# What you have to do
Separate out the lines that hold "index".

--- start Data to process ---

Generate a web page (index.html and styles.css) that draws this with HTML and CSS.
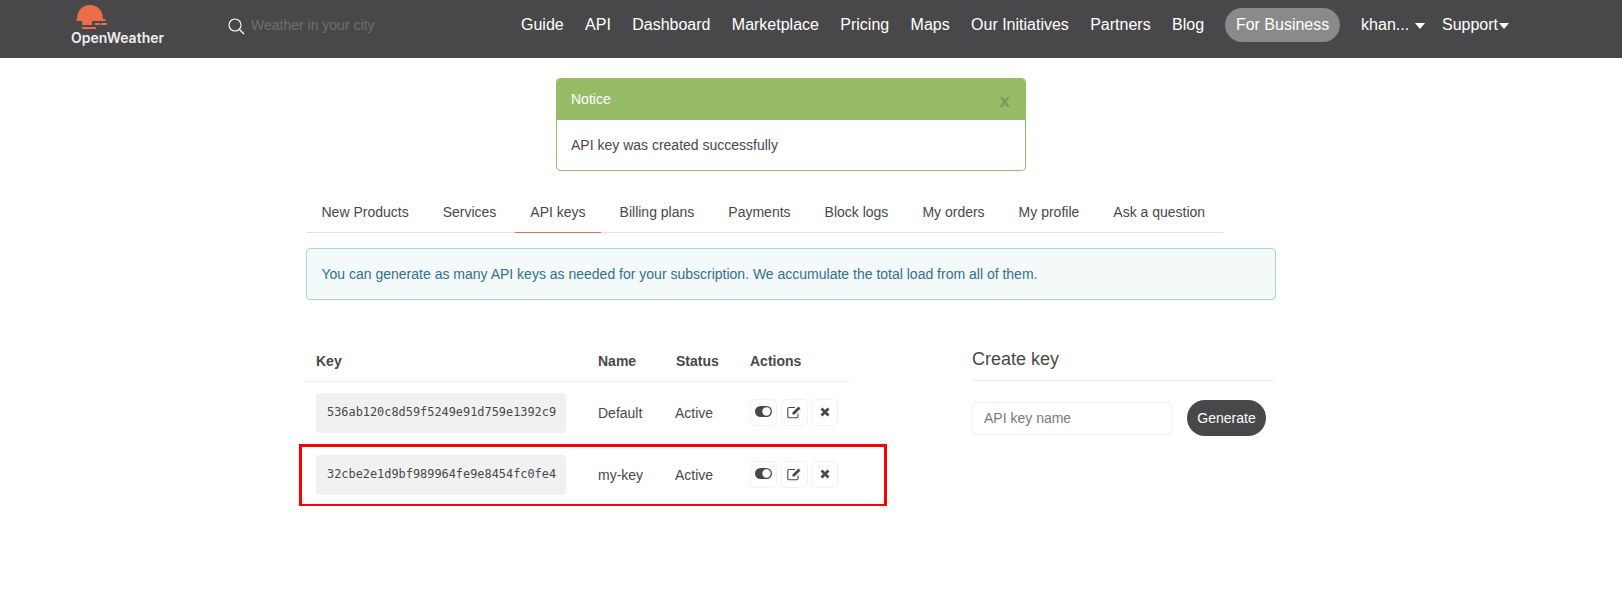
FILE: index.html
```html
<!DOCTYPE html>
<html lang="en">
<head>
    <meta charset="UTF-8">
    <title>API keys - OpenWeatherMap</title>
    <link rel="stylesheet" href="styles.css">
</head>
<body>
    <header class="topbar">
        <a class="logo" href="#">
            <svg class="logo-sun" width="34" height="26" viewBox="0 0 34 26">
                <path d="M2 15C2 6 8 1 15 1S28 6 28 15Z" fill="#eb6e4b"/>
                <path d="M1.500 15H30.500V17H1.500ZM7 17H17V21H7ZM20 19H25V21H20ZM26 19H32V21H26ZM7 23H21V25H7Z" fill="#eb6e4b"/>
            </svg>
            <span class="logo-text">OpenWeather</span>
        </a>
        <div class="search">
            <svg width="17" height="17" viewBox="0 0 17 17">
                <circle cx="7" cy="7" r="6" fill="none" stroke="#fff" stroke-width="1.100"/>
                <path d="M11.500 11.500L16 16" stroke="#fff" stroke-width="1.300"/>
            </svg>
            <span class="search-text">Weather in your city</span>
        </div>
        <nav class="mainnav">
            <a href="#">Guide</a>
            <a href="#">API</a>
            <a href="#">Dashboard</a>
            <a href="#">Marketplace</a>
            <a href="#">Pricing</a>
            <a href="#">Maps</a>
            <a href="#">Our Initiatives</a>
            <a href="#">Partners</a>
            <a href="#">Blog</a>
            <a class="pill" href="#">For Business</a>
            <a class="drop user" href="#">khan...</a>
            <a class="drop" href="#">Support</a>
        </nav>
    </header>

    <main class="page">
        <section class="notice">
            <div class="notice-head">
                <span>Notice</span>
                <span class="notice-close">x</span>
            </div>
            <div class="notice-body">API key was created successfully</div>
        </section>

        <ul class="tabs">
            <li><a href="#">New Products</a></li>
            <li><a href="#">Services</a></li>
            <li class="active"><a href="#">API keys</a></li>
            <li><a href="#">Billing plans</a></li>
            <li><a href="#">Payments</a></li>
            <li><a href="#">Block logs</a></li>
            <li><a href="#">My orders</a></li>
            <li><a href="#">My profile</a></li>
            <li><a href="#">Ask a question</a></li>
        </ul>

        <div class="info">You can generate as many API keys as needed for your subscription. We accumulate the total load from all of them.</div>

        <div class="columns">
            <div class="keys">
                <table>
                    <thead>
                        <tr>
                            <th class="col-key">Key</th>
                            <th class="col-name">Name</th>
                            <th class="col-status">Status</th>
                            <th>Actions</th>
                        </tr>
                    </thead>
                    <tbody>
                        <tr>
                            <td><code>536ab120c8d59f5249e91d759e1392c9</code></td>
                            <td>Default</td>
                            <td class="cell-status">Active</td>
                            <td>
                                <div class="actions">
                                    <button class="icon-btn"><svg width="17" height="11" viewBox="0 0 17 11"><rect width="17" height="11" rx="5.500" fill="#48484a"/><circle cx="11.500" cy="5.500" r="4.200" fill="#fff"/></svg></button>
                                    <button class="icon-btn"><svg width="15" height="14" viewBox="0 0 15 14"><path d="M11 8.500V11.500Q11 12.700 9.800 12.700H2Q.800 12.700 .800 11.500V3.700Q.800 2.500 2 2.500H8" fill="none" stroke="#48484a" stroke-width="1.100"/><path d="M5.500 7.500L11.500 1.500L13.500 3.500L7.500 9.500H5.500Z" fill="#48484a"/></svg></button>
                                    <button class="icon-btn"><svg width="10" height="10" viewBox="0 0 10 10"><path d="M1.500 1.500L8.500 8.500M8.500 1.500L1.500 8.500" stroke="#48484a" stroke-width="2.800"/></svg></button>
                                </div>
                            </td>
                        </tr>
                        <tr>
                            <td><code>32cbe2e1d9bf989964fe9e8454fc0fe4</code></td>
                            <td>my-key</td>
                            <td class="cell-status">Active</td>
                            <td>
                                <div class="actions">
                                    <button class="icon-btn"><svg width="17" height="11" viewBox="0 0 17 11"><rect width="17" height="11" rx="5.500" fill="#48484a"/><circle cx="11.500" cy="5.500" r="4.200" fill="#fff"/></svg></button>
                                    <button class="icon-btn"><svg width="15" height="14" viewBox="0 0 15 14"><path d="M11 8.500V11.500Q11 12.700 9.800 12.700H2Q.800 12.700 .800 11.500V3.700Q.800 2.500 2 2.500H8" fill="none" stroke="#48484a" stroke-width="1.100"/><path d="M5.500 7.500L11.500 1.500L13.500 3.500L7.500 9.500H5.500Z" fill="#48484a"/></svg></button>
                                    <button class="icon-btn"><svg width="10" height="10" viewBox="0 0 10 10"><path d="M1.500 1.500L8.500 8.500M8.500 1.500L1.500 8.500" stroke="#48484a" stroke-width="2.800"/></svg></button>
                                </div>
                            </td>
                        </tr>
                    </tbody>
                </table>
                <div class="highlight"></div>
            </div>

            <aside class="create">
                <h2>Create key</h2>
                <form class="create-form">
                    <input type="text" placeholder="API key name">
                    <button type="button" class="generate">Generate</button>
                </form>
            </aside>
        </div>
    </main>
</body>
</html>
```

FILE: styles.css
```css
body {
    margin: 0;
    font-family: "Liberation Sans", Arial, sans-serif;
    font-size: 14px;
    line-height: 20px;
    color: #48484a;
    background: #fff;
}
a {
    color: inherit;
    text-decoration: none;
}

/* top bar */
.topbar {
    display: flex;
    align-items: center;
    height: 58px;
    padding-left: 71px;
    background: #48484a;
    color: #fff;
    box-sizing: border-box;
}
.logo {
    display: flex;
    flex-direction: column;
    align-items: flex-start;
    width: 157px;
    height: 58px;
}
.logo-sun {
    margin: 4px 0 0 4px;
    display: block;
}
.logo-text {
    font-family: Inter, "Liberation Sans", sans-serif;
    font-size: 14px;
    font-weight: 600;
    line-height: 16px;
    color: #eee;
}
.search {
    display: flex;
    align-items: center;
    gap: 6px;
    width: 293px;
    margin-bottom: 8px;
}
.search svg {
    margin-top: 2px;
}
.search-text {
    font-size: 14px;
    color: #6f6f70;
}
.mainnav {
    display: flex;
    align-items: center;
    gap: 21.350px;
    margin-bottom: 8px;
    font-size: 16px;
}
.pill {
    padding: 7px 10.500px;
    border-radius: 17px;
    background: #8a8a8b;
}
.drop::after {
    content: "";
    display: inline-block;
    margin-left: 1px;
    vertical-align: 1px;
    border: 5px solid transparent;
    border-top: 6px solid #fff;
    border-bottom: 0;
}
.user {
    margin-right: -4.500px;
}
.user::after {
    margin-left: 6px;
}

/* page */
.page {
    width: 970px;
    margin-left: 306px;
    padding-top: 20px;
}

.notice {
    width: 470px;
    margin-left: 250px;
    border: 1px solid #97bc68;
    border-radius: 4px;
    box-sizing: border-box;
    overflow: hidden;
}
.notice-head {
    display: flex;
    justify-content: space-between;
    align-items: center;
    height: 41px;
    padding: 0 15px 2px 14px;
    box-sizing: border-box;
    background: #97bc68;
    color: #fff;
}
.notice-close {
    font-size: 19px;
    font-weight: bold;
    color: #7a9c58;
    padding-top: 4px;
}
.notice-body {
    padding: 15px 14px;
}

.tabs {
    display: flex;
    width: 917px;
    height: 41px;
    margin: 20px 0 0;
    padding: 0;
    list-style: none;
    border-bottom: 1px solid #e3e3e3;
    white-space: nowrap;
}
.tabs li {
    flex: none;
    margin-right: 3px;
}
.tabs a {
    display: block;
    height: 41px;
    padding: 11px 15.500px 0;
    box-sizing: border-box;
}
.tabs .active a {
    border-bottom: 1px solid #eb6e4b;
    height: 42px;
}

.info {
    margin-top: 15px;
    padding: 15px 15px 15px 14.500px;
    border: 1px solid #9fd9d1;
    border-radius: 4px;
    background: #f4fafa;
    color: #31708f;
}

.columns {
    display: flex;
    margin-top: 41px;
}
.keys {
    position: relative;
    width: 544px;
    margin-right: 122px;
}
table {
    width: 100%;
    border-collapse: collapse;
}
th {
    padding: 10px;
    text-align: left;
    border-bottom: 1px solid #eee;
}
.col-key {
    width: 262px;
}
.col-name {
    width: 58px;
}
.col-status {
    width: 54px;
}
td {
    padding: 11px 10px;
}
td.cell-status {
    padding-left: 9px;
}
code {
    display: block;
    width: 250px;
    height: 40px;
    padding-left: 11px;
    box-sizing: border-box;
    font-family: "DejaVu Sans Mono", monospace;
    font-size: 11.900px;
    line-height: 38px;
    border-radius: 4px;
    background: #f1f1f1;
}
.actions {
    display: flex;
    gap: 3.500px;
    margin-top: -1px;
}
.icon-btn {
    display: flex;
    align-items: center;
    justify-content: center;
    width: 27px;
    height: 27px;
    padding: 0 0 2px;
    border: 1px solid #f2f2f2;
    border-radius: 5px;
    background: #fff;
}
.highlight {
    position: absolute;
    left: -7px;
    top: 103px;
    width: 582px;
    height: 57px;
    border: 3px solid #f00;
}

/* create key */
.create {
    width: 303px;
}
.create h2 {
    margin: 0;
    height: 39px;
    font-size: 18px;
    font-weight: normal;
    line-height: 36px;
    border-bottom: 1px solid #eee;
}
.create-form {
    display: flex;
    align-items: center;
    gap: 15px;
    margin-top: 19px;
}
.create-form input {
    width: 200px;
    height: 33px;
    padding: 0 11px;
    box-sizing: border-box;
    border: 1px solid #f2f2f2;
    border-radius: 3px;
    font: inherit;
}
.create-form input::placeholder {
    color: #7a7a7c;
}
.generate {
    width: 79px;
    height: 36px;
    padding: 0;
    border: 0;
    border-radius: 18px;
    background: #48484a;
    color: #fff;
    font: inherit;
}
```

--- end Data to process ---
--- start Data to process ---

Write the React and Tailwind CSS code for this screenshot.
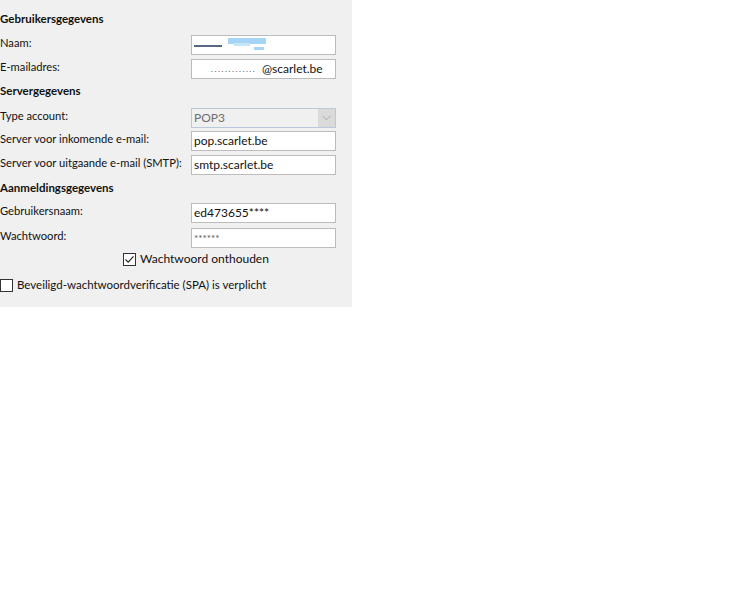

--- end Data to process ---
--- start Data to process ---

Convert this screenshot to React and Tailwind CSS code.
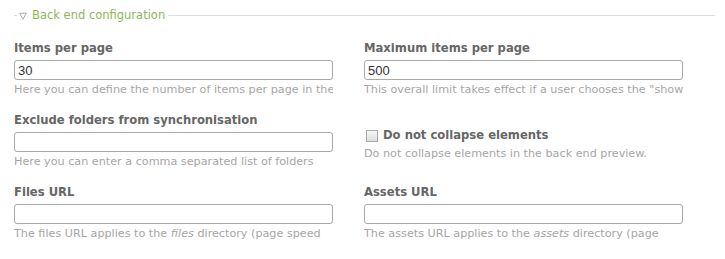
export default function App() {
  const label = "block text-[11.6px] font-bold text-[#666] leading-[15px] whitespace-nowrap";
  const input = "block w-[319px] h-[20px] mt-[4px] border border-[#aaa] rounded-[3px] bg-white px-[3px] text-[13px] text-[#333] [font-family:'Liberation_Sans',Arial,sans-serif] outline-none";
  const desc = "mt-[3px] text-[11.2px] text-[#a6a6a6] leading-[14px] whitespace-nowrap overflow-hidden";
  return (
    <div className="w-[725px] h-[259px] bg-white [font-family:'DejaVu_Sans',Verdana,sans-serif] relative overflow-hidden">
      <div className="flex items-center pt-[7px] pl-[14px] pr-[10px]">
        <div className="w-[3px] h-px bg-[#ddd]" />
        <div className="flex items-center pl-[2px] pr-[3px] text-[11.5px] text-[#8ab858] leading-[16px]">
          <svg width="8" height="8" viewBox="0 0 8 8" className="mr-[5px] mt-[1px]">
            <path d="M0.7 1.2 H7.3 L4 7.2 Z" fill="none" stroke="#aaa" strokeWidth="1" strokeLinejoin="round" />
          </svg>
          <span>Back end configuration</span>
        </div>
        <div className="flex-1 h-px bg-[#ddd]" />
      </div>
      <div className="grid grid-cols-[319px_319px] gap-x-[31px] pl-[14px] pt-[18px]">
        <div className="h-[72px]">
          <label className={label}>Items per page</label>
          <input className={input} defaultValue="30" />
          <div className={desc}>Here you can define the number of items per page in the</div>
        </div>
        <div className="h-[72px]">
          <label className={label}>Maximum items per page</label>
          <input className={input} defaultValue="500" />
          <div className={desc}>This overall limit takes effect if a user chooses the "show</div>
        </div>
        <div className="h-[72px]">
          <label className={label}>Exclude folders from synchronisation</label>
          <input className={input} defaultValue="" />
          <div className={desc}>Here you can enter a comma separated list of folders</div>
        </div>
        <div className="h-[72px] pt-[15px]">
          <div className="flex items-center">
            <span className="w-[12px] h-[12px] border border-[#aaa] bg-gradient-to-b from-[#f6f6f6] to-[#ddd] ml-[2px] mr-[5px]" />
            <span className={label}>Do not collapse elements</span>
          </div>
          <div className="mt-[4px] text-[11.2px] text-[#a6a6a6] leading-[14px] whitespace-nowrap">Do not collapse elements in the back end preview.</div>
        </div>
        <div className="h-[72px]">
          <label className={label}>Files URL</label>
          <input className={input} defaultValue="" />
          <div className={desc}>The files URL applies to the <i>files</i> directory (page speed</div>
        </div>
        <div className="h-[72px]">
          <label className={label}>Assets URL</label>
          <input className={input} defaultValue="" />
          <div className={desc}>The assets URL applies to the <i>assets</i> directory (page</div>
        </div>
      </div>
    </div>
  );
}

--- end Data to process ---

# Output for this task
Generate a web page (index.html and styles.css) that draws this with HTML and CSS.
FILE: index.html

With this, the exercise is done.